------ Information supplied

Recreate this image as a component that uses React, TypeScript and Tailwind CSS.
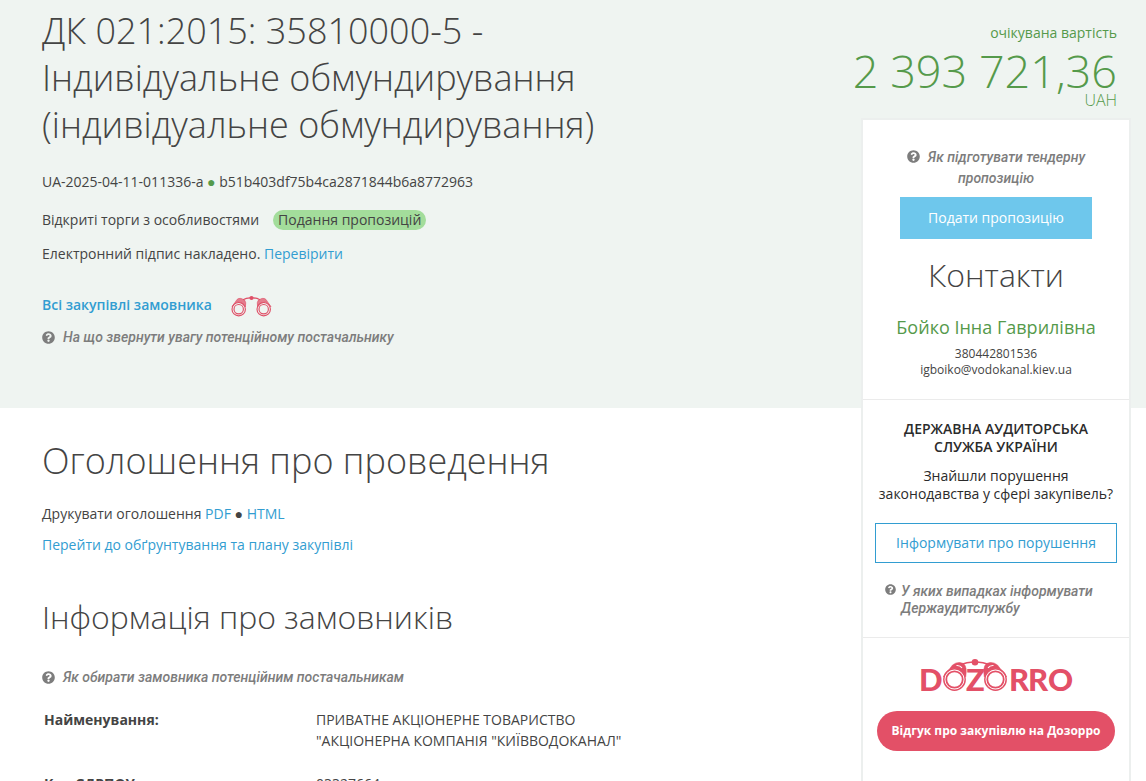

------------
------ Information supplied

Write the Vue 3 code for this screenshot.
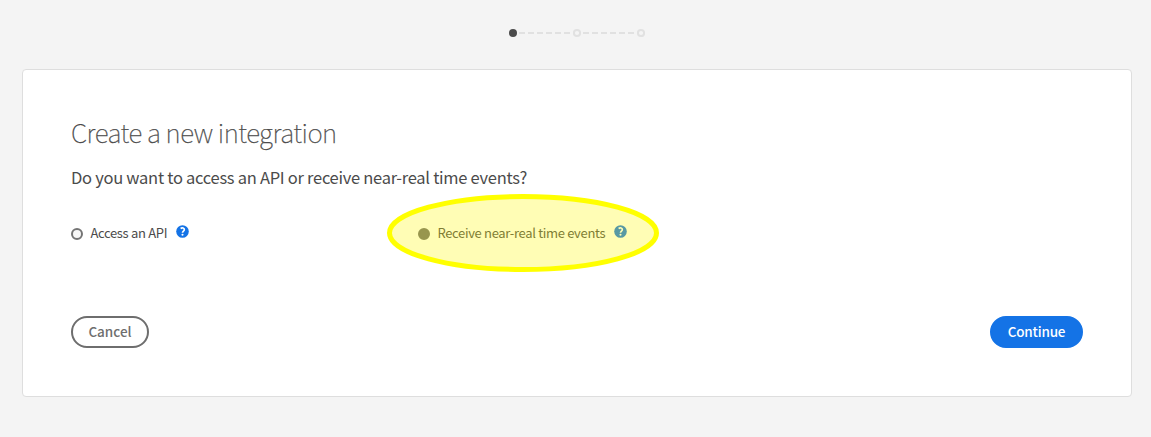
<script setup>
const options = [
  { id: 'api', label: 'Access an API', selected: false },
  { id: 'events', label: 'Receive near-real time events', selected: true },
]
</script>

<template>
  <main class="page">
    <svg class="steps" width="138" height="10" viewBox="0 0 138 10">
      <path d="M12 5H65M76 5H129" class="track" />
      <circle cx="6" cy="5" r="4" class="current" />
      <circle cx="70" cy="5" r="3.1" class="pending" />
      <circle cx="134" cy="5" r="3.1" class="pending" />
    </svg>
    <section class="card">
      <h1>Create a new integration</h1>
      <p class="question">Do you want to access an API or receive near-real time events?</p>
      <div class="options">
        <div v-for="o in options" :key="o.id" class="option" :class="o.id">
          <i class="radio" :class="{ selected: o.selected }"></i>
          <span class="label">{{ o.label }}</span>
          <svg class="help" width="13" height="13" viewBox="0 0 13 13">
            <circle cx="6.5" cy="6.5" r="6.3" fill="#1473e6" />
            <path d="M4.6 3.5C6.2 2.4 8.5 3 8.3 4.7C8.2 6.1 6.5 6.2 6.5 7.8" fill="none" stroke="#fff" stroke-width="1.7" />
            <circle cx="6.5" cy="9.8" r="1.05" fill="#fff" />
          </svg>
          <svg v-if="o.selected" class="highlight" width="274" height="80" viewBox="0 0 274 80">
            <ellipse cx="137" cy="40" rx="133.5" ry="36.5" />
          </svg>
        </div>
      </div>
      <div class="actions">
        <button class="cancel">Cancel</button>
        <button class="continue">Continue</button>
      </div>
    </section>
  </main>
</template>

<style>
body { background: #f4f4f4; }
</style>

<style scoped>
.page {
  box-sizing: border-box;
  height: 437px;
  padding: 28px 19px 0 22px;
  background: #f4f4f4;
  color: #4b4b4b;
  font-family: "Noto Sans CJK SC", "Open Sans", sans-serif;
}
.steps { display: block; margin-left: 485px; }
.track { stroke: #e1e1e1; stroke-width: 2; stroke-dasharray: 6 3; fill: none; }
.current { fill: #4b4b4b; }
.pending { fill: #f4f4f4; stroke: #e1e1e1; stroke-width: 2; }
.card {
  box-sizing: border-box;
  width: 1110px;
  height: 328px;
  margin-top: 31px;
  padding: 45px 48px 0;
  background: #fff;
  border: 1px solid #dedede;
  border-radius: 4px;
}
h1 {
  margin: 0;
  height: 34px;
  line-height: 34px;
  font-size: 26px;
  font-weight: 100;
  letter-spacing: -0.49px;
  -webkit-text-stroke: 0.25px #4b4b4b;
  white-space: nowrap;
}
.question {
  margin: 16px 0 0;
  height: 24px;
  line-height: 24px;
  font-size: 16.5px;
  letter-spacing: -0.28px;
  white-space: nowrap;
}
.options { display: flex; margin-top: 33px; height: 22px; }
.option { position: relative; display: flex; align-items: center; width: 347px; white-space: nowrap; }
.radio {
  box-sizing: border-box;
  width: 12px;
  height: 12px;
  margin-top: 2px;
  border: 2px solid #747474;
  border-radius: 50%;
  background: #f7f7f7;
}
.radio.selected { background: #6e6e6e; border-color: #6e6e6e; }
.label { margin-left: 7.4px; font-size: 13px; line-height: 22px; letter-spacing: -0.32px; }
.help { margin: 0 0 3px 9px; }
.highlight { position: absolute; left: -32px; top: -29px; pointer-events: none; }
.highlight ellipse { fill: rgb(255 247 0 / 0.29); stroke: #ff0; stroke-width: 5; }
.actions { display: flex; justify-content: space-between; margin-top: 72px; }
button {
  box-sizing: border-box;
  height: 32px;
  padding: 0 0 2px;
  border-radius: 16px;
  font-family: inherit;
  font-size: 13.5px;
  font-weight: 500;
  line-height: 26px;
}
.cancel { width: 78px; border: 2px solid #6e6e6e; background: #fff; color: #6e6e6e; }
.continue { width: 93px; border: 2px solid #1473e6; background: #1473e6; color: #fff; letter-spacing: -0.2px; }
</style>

------------

* [What the exercise asks]:
Identify and copy lines that hold the string "this".

* [Solved problem]:
Recreate this image as a component that uses React, TypeScript and Tailwind CSS.
Write the Vue 3 code for this screenshot.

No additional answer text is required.